● STATED PROBLEM
Note each line that includes the word "styles". Copy those lines.

● GIVEN INFORMATION
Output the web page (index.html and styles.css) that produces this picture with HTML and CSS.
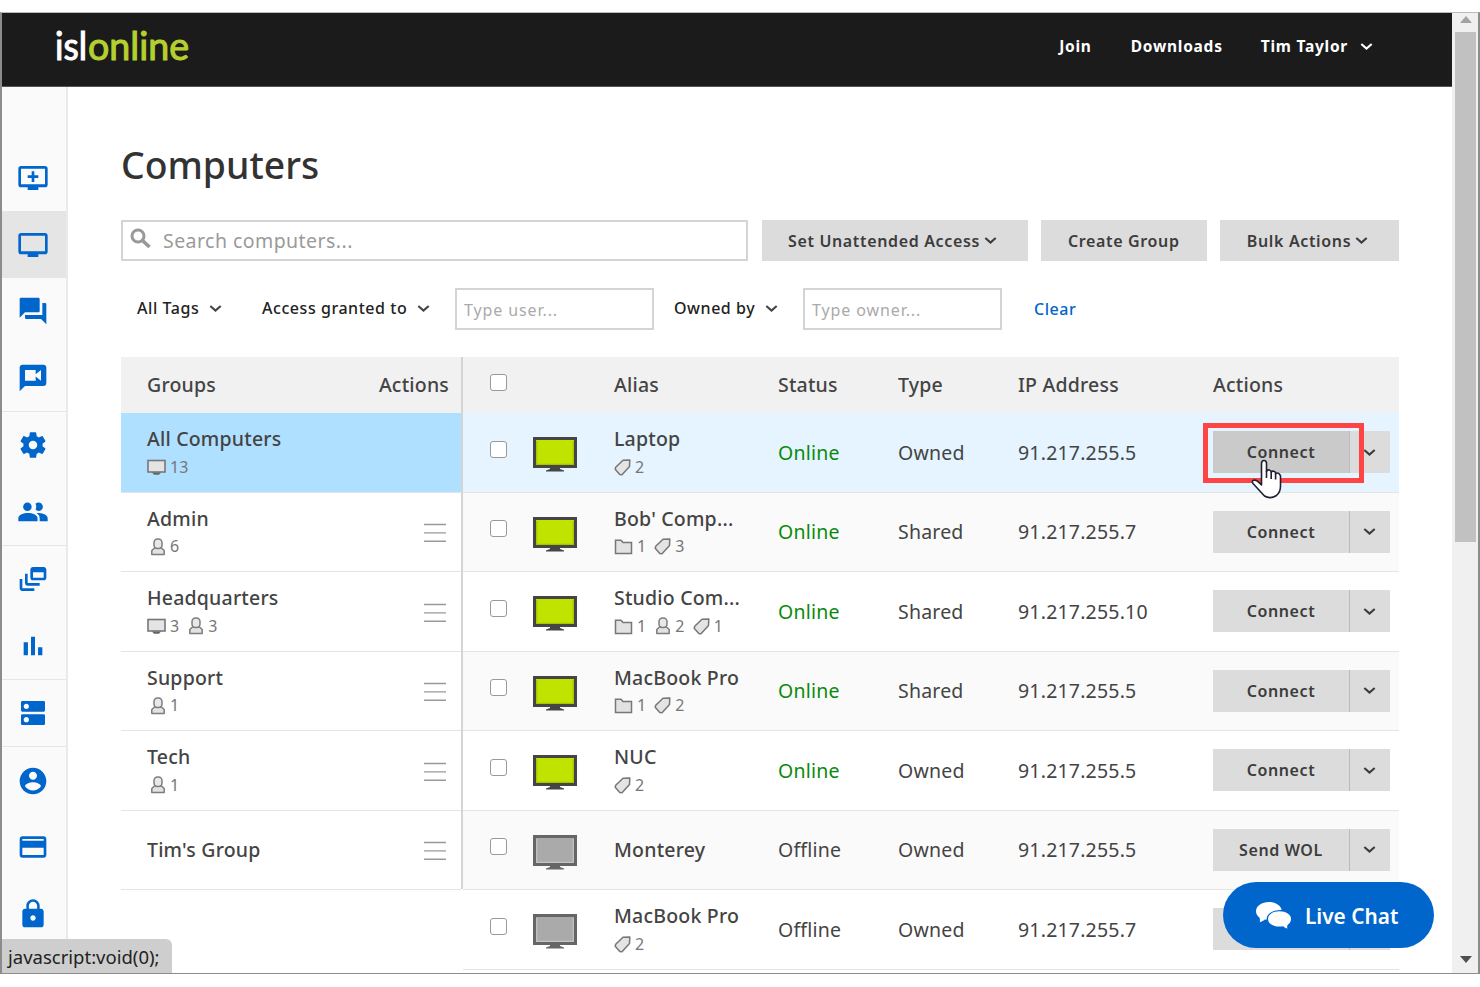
FILE: index.html
```html
<!DOCTYPE html>
<html lang="en">
<head>
<meta charset="utf-8">
<title>Computers</title>
<link rel="stylesheet" href="styles.css">
</head>
<body>
<svg class="defs" width="0" height="0" aria-hidden="true">
  <defs>
    <symbol id="chev" viewBox="0 0 13 9"><path d="M1.3 2 L6.5 6.600 L11.700 2" fill="none" stroke="currentColor" stroke-width="2.100"/></symbol>
    <symbol id="pc" viewBox="0 0 44 36">
      <path d="M17 30h10v2l4 1.600v1H13v-1l4-1.600z" fill="currentColor"/>
      <rect x="0" y="0" width="44" height="31" fill="currentColor"/>
      <rect class="screen" x="3" y="3" width="38" height="25"/>
      <path d="M3.700 4V27.400H40.300V4" fill="none" class="glow" stroke-width="1.200"/>
    </symbol>
    <symbol id="mini-pc" viewBox="0 0 19 16"><rect x="1" y="1.500" width="17" height="11.500" fill="#e4e4e4" stroke="#777" stroke-width="1.600"/><path d="M5 13.500h9l-2 2.300H7z" fill="#666"/></symbol>
    <symbol id="user" viewBox="0 0 16 18"><path d="M4.500 10L1.800 12.500V16.600H14.200V12.500L11.500 10Z" fill="#e2e2e2" stroke="#7d7d7d" stroke-width="1.500" stroke-linejoin="round"/><rect x="4" y="1" width="8" height="9.400" rx="3.500" fill="#e8e8e8" stroke="#7d7d7d" stroke-width="1.500"/></symbol>
    <symbol id="tag" viewBox="0 0 17 17"><path d="M9 1.200L15.800 1 15.500 7.500 8 15.800 5.800 15.600 1.200 10.200 1.700 8.200Z" fill="#e4e4e4" stroke="#777" stroke-width="1.500" stroke-linejoin="round"/></symbol>
    <symbol id="folder" viewBox="0 0 19 17"><path d="M1.500 15.500V2.200H7L9 4.600H17.500V15.500Z" fill="#e2e2e2" stroke="#777" stroke-width="1.500"/></symbol>
    <symbol id="burger" viewBox="0 0 22 20"><path d="M0 1.500H22M0 9.900H22M0 18.200H22" stroke="#999" stroke-width="1.400"/></symbol>
  </defs>
</svg>
<div class="window">
  <div class="main">
    <header class="top">
      <svg class="logo" width="150" height="58" viewBox="0 0 150 58"><text class="isl" x="0" y="47" textLength="32" lengthAdjust="spacingAndGlyphs">isl</text><text class="online" x="33" y="47" textLength="101" lengthAdjust="spacingAndGlyphs">online</text></svg>
      <nav class="links"><a class="l-join">Join</a><a class="l-down">Downloads</a><a class="l-user">Tim Taylor</a><svg class="chev"><use href="#chev"/></svg></nav>
    </header>
    <div class="body">
      <aside class="side">
        <section>
          <a><svg viewBox="0 0 24 24"><path d="M21 3H3c-1.110 0-2 .89-2 2v12c0 1.100.89 2 2 2h5v2h8v-2h5c1.100 0 1.990-.9 1.990-2L23 5c0-1.110-.9-2-2-2zm0 13.600H3V5h18v11.600zm-5-6.600v2h-3v3h-2v-3H8v-2h3V7h2v3h3z"/></svg></a>
          <a class="active"><svg viewBox="0 0 24 24"><path d="M21 3H3c-1.110 0-2 .89-2 2v12c0 1.100.89 2 2 2h5v2h8v-2h5c1.100 0 1.990-.9 1.990-2L23 5c0-1.110-.9-2-2-2zm0 13.600H3V5h18v11.600z"/></svg></a>
          <a><svg viewBox="0 0 24 24"><path d="M21 6h-2v9H6v2c0 .55.45 1 1 1h11l4 4V7c0-.55-.45-1-1-1zm-4 6V3c0-.55-.45-1-1-1H3c-.55 0-1 .45-1 1v14l4-4h10c.55 0 1-.45 1-1z"/></svg></a>
          <a><svg viewBox="0 0 24 24"><path d="M20 2H4c-1.100 0-1.990.9-1.990 2L2 22l4-4h14c1.100 0 2-.9 2-2V4c0-1.100-.9-2-2-2zm-2 12l-4-3.200V14H6V6h8v3.200L18 6v8z"/></svg></a>
        </section>
        <section>
          <a><svg viewBox="0 0 24 24"><path d="M19.140 12.940c.04-.3.060-.61.060-.94 0-.32-.02-.64-.07-.94l2.030-1.580c.18-.14.230-.41.120-.61l-1.920-3.320c-.12-.22-.37-.29-.59-.22l-2.390.96c-.5-.38-1.030-.7-1.620-.94l-.36-2.540c-.04-.24-.24-.41-.48-.41h-3.840c-.24 0-.43.170-.47.410l-.36 2.540c-.59.240-1.130.570-1.620.940l-2.390-.96c-.22-.08-.47 0-.59.220L2.740 8.870c-.12.210-.08.470.120.610l2.030 1.580c-.05.300-.09.630-.09.940s.02.640.070.940l-2.030 1.580c-.18.140-.23.410-.12.610l1.920 3.320c.12.220.370.290.590.220l2.390-.96c.5.380 1.030.7 1.620.94l.36 2.540c.05.240.240.410.480.410h3.840c.24 0 .44-.17.470-.41l.36-2.540c.59-.24 1.130-.56 1.620-.94l2.390.96c.22.080.470 0 .59-.22l1.920-3.320c.12-.22.070-.47-.12-.61l-2.010-1.580zM12 15.200c-1.770 0-3.200-1.430-3.200-3.200s1.430-3.200 3.200-3.200 3.200 1.430 3.200 3.200-1.430 3.200-3.200 3.200z"/></svg></a>
          <a><svg viewBox="0 0 24 24"><path d="M7.800 11.200a3.200 3.200 0 1 0 0-6.400 3.200 3.200 0 0 0 0 6.400zM16.200 11.200a3.200 3.200 0 1 0 0-6.400 3.200 3.200 0 0 0-2.300 1c.7 1.300.7 3.100 0 4.400a3.200 3.200 0 0 0 2.300 1zM1 19v-2.300c0-2.500 4-3.900 7.200-3.900s7.200 1.400 7.200 3.900V19zM17 19h6v-2.300c0-2.300-3.300-3.700-6.300-3.900-.9 0-1.600.1-2 .2 1.600.9 2.300 2.100 2.300 3.700z"/></svg></a>
        </section>
        <section>
          <a><svg viewBox="0 0 24 24"><path d="M8 8H6v7c0 1.100.89 2 2 2h9v-2H8V8zM20 3h-8c-1.100 0-2 .9-2 2v6c0 1.100.9 2 2 2h8c1.100 0 2-.9 2-2V5c0-1.100-.9-2-2-2zm0 8h-8V7h8v4zM4 12H2v7c0 1.100.89 2 2 2h9v-2H4v-7z"/></svg></a>
          <a><svg viewBox="0 0 24 24"><path d="M5 9.200h3.200V19H5zM10.500 5h3v14h-3zM15.800 13H19v6h-3.200z"/></svg></a>
        </section>
        <section>
          <a><svg viewBox="0 0 24 24"><path d="M20 13H4c-.55 0-1 .45-1 1v6c0 .55.45 1 1 1h16c.55 0 1-.45 1-1v-6c0-.55-.45-1-1-1zM7 19c-1.100 0-2-.9-2-2s.9-2 2-2 2 .9 2 2-.9 2-2 2zM20 3H4c-.55 0-1 .45-1 1v6c0 .55.45 1 1 1h16c.55 0 1-.45 1-1V4c0-.55-.45-1-1-1zM7 9c-1.100 0-2-.9-2-2s.9-2 2-2 2 .9 2 2-.9 2-2 2z"/></svg></a>
        </section>
        <section>
          <a><svg viewBox="0 0 24 24"><path d="M12 2C6.480 2 2 6.480 2 12s4.480 10 10 10 10-4.480 10-10S17.520 2 12 2zm0 3c1.660 0 3 1.340 3 3s-1.340 3-3 3-3-1.340-3-3 1.340-3 3-3zm0 14.200c-2.500 0-4.710-1.280-6-3.220.03-1.990 4-3.080 6-3.080 1.990 0 5.970 1.090 6 3.080-1.290 1.940-3.500 3.220-6 3.220z"/></svg></a>
          <a><svg viewBox="0 0 24 24"><path d="M20 4H4c-1.110 0-1.990.89-1.990 2L2 18c0 1.110.89 2 2 2h16c1.110 0 2-.89 2-2V6c0-1.110-.89-2-2-2zm0 14H4v-5.500h16V18zm0-10.600H4V6h16v1.400z"/></svg></a>
          <a><svg viewBox="0 0 24 24"><path d="M18 8h-1V6c0-2.760-2.240-5-5-5S7 3.240 7 6v2H6c-1.100 0-2 .9-2 2v10c0 1.100.9 2 2 2h12c1.100 0 2-.9 2-2V10c0-1.100-.9-2-2-2zm-6 9c-1.100 0-2-.9-2-2s.9-2 2-2 2 .9 2 2-.9 2-2 2zm3.100-9H8.900V6c0-1.710 1.390-3.100 3.100-3.100 1.710 0 3.100 1.390 3.100 3.100v2z"/></svg></a>
        </section>
      </aside>
      <main class="content">
        <h1>Computers</h1>
        <div class="toolbar">
          <div class="search"><svg width="22" height="22" viewBox="0 0 22 22"><circle cx="8" cy="8" r="6" fill="none" stroke="#999" stroke-width="3"/><path d="M12.500 12.500L19.500 19" stroke="#999" stroke-width="3.600"/></svg><span>Search computers...</span></div>
          <div class="btn b1">Set Unattended Access<svg class="chev"><use href="#chev"/></svg></div>
          <div class="btn b2">Create Group</div>
          <div class="btn b3">Bulk Actions<svg class="chev"><use href="#chev"/></svg></div>
        </div>
        <div class="filters">
          <div class="f f1">All Tags<svg class="chev"><use href="#chev"/></svg></div>
          <div class="f f2">Access granted to<svg class="chev"><use href="#chev"/></svg></div>
          <div class="input">Type user...</div>
          <div class="f f3">Owned by<svg class="chev"><use href="#chev"/></svg></div>
          <div class="input">Type owner...</div>
          <a class="clear">Clear</a>
        </div>
        <div class="tables">
          <div class="groups">
            <div class="ghead"><span>Groups</span><span>Actions</span></div>
            <div class="grow sel"><div><p>All Computers</p><p class="meta"><svg class="i-pc"><use href="#mini-pc"/></svg><b>13</b></p></div></div>
            <div class="grow"><div><p>Admin</p><p class="meta"><svg class="i-user first"><use href="#user"/></svg><b>6</b></p></div><svg class="burger"><use href="#burger"/></svg></div>
            <div class="grow"><div><p>Headquarters</p><p class="meta"><svg class="i-pc"><use href="#mini-pc"/></svg><b>3</b><svg class="i-user"><use href="#user"/></svg><b>3</b></p></div><svg class="burger"><use href="#burger"/></svg></div>
            <div class="grow"><div><p>Support</p><p class="meta"><svg class="i-user first"><use href="#user"/></svg><b>1</b></p></div><svg class="burger"><use href="#burger"/></svg></div>
            <div class="grow"><div><p>Tech</p><p class="meta"><svg class="i-user first"><use href="#user"/></svg><b>1</b></p></div><svg class="burger"><use href="#burger"/></svg></div>
            <div class="grow"><div><p>Tim's Group</p></div><svg class="burger"><use href="#burger"/></svg></div>
          </div>
          <div class="comps">
            <div class="chead"><i class="cb"></i><span></span><span>Alias</span><span>Status</span><span>Type</span><span>IP Address</span><span>Actions</span></div>
            <div class="crow hov"><i class="cb"></i><svg class="pc on"><use href="#pc"/></svg><div><p>Laptop</p><p class="meta"><svg class="i-tag"><use href="#tag"/></svg><b>2</b></p></div><span class="ok">Online</span><span>Owned</span><span>91.217.255.5</span><div class="act"><span>Connect</span><span><svg class="chev"><use href="#chev"/></svg></span></div></div>
            <div class="crow alt"><i class="cb"></i><svg class="pc on"><use href="#pc"/></svg><div><p>Bob' Comp...</p><p class="meta"><svg class="i-folder"><use href="#folder"/></svg><b>1</b><svg class="i-tag"><use href="#tag"/></svg><b>3</b></p></div><span class="ok">Online</span><span>Shared</span><span>91.217.255.7</span><div class="act"><span>Connect</span><span><svg class="chev"><use href="#chev"/></svg></span></div></div>
            <div class="crow"><i class="cb"></i><svg class="pc on"><use href="#pc"/></svg><div><p>Studio Com...</p><p class="meta"><svg class="i-folder"><use href="#folder"/></svg><b>1</b><svg class="i-user"><use href="#user"/></svg><b>2</b><svg class="i-tag"><use href="#tag"/></svg><b>1</b></p></div><span class="ok">Online</span><span>Shared</span><span>91.217.255.10</span><div class="act"><span>Connect</span><span><svg class="chev"><use href="#chev"/></svg></span></div></div>
            <div class="crow alt"><i class="cb"></i><svg class="pc on"><use href="#pc"/></svg><div><p>MacBook Pro</p><p class="meta"><svg class="i-folder"><use href="#folder"/></svg><b>1</b><svg class="i-tag"><use href="#tag"/></svg><b>2</b></p></div><span class="ok">Online</span><span>Shared</span><span>91.217.255.5</span><div class="act"><span>Connect</span><span><svg class="chev"><use href="#chev"/></svg></span></div></div>
            <div class="crow"><i class="cb"></i><svg class="pc on"><use href="#pc"/></svg><div><p>NUC</p><p class="meta"><svg class="i-tag"><use href="#tag"/></svg><b>2</b></p></div><span class="ok">Online</span><span>Owned</span><span>91.217.255.5</span><div class="act"><span>Connect</span><span><svg class="chev"><use href="#chev"/></svg></span></div></div>
            <div class="crow alt"><i class="cb"></i><svg class="pc off"><use href="#pc"/></svg><div><p>Monterey</p></div><span>Offline</span><span>Owned</span><span>91.217.255.5</span><div class="act"><span>Send WOL</span><span><svg class="chev"><use href="#chev"/></svg></span></div></div>
            <div class="crow"><i class="cb"></i><svg class="pc off"><use href="#pc"/></svg><div><p>MacBook Pro</p><p class="meta"><svg class="i-tag"><use href="#tag"/></svg><b>2</b></p></div><span>Offline</span><span>Owned</span><span>91.217.255.7</span><div class="act"><span></span><span></span></div></div>
          </div>
        </div>
      </main>
    </div>
  </div>
  <div class="scroll">
    <svg width="12" height="7" viewBox="0 0 12 7"><path d="M0 7L6 0 12 7z" fill="#a3a3a3"/></svg>
    <div class="thumb"></div>
    <svg class="down" width="12" height="7" viewBox="0 0 12 7"><path d="M0 0L6 7 12 0z" fill="#505050"/></svg>
  </div>
</div>
<div class="marker"></div>
<svg class="cursor" width="32" height="40" viewBox="0 0 32 40"><path d="M11.500 23V4.500Q11.500 1.500 14 1.500T16.500 4.500V12.500Q17 10.500 19.200 11T21.200 13.500Q21.700 11.800 23.800 12.300T25.600 14.800Q26.500 13.500 28.200 14.200T30.500 17V27Q30.500 33 26.500 36.500Q20 40.500 14.500 37L3 24.500Q1.500 22 3.500 21.200Q5.500 20.700 7.500 22.200L11.500 26Z" fill="#fff" stroke="#1f1f33" stroke-width="1.600" stroke-linejoin="round"/><path d="M16.500 12V19M21.200 13.500V20M25.600 15V20.500" stroke="#1f1f33" stroke-width="1.600"/></svg>
<div class="chat"><svg width="35" height="27" viewBox="0 0 35 27"><path d="M13 0C5.800 0 0 4 0 9.300c0 2.700 1.500 5 3.800 6.800 0 1.500.3 2.800 0 4.200 2-.7 3.500-1.500 5-2.800l1.700.3C10.500 12 16.500 7.800 25.700 8 24.500 3.200 19.300 0 13 0z"/><path d="M23.500 9.300C17 9.300 12 12.500 12 17s5 7.600 11.500 7.600c1.300 0 2.500-.1 3.600-.4 1.400 1.200 2.600 1.900 4.300 2.300-.4-1.200-.3-2.300.1-3.600 2.200-1.400 3.500-3.300 3.500-5.900 0-4.500-5-7.700-11.500-7.700z"/></svg><span>Live Chat</span></div>
<div class="status">javascript:void(0);</div>
</body>
</html>
```
FILE: styles.css
```css
* { box-sizing: border-box; }
body { margin: 0; padding-top: 12px; height: 987px; overflow: hidden; background: #fff; position: relative; font-family: "Noto Sans", "Open Sans", sans-serif; font-size: 19.500px; color: #444; }
p, h1 { margin: 0; }
.defs { display: block; position: absolute; }
.window { display: flex; height: 962px; border: solid #8c8c8c; border-width: 1px 2px 1px 1px; border-top-color: #bbb; border-left: 2px solid #8c8c8c; }
.main { flex: 1; min-width: 0; display: flex; flex-direction: column; overflow: hidden; }
.top { height: 74px; flex: none; background: #1b1b1b; border-bottom: 1px solid #555; display: flex; justify-content: space-between; padding: 0 79px 0 53px; }
.logo { font-family: Lato, sans-serif; font-size: 39px; stroke-width: 1.100px; }
.isl { fill: #fff; stroke: #fff; }
.online { fill: #b5cf2f; stroke: #b5cf2f; }
.links { display: flex; align-items: center; height: 66px; color: #fff; font-size: 15.500px; font-weight: 700; letter-spacing: .75px; line-height: 22px; }
.l-down { margin-left: 39px; }
.l-user { margin-left: 38px; }
.chev { width: 13px; height: 9px; flex: none; display: block; }
.links .chev { margin-left: 12px; }
.body { flex: 1; display: flex; min-height: 0; }
.side { width: 66px; background: #fafafa; border-right: 2px solid #eaeaea; padding-top: 57.500px; flex: none; }
.side section { border-bottom: 1.500px solid #e6e6e6; }
.side section:last-child { border: 0; }
.side a { display: flex; height: 66.500px; align-items: center; justify-content: center; padding: 1px 2px 0 0; }
.side a.active { background: #e5e5e5; }
.side svg { width: 32px; height: 32px; fill: #06c; }
.content { padding: 51px 0 0 53px; width: 1331px; flex: none; }
h1 { font-size: 37.330px; font-weight: 500; line-height: 54px; letter-spacing: 0; color: #333; }
.toolbar { display: flex; margin-top: 28px; gap: 13.500px; height: 41px; }
.search { width: 627px; border: 2px solid #d4d4d4; display: flex; align-items: center; color: #9a9a9a; padding: 0 0 1px 7px; letter-spacing: .45px; }
.search svg { margin: -2px 11px 0 0; }
.btn { background: #dcdcdc; display: flex; align-items: center; justify-content: center; font-size: 16px; font-weight: 600; color: #3c3c3c; letter-spacing: .65px; }
.b1, .b3 { padding-right: 4px; }
.btn .chev { margin-left: 4px; }
.b1 { width: 266px; } .b2 { width: 165.500px; } .b3 { width: 179px; }
.filters { display: flex; margin-top: 27px; height: 42px; font-size: 16px; letter-spacing: .55px; }
.f { display: flex; align-items: center; height: 40px; font-weight: 550; color: #222; }
.f .chev { margin-left: 10px; color: #444; }
.f1 { width: 125px; margin-left: 16px; }
.f2 { width: 193px; }
.f3 { width: 129px; margin: 0 0 0 20px; }
.input { width: 199px; border: 2px solid #d4d4d4; color: #aaa; padding: 0 0 0 7px; line-height: 40px; height: 42px; letter-spacing: .9px; }
.clear { color: #06c; margin-left: 32px; line-height: 43px; font-weight: 500; }
.tables { display: flex; margin-top: 27px; letter-spacing: .2px; }
.groups { width: 342px; height: 532px; border-right: 2px solid #d4d4d4; }
.comps { flex: 1; }
.ghead, .chead { height: 56px; background: #f1f1f1; font-weight: 500; }
.ghead { display: flex; justify-content: space-between; align-items: center; padding: 0 12px 2px 26px; }
.chead, .crow { display: grid; grid-template-columns: 69px 82px 164px 120px 120px 195px 186px; align-items: center; }
.chead { padding-bottom: 2px; }
.chead .cb { margin-top: -3px; }
.grow { height: 79.500px; border-bottom: 1.500px solid #e4e4e4; display: flex; align-items: center; justify-content: space-between; padding: 0 15px 0 26px; }
.crow { height: 79.500px; border-bottom: 1.500px solid #e4e4e4; }
.grow p, .crow p { font-weight: 550; line-height: 27px; white-space: nowrap; }
.crow.alt { background: #fafafa; }
.crow.hov { background: #e5f4ff; }
.grow.sel { background: #b0e0ff; }
.grow .meta, .crow .meta { display: flex; align-items: center; font-size: 16px; font-weight: 400; color: #777; margin: 1.500px 0 -1.500px; }
.meta b { font-weight: 400; margin: 0 8px 0 4px; }
.i-pc { width: 19px; height: 16px; }
.i-user { width: 16px; height: 18px; margin-left: 1px; }
.i-user.first { margin-left: 3px; }
.i-tag { width: 17px; height: 17px; }
.i-folder { width: 19px; height: 17px; }
.burger { width: 22px; height: 20px; margin-top: 3px; }
.cb { width: 17px; height: 17px; border: 1.500px solid #999; border-radius: 3px; background: #fff; margin: -6px 0 0 27px; }
.pc { width: 44px; height: 36px; margin: 6px 0 0 1px; }
.pc.on { color: #454545; } .on { --s: #c0e300; --g: #a6c400; }
.pc.off { color: #666; } .off { --s: #aaa; --g: #c4c4c4; }
.screen { fill: var(--s); } .glow { stroke: var(--g); }
.ok { color: #0a8a0a; }
.act { display: flex; width: 177px; height: 42px; background: #dcdcdc; font-size: 16px; font-weight: 600; letter-spacing: .6px; color: #3c3c3c; }
.act span:first-child { width: 137px; border-right: 1.500px solid #bbb; display: flex; align-items: center; justify-content: center; }
.act span:last-child { flex: 1; display: flex; align-items: center; justify-content: center; padding-right: 2px; }
.hov .act span:first-child { background: #cacaca; }
.scroll { width: 26px; background: #f0f0f0; display: flex; flex-direction: column; align-items: center; padding: 3px 0 10px 1px; }
.thumb { width: 21px; height: 510px; background: #c1c1c1; margin-top: 9px; }
.down { margin-top: auto; }
.marker { position: absolute; left: 1203px; top: 423px; width: 161px; height: 60px; border: 5px solid #ff4444; }
.cursor { position: absolute; left: 1250px; top: 459px; }
.chat { position: absolute; left: 1223px; top: 882px; width: 211px; height: 66px; border-radius: 33px; background: #06c; color: #fff; display: flex; align-items: center; padding: 1px 0 0 33px; font-size: 20.800px; font-weight: 600; letter-spacing: 0; }
.chat svg { fill: #fff; margin-right: 14px; }
.status { position: absolute; left: 2px; top: 939px; width: 170px; height: 34px; background: #cecece; border-radius: 0 6px 0 0; font-size: 18.500px; line-height: 36px; padding-left: 6px; color: #222; white-space: nowrap; }
```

● ANSWER FOR THIS EXERCISE
Output the web page (index.html and styles.css) that produces this picture with HTML and CSS.
<link rel="stylesheet" href="styles.css">
FILE: styles.css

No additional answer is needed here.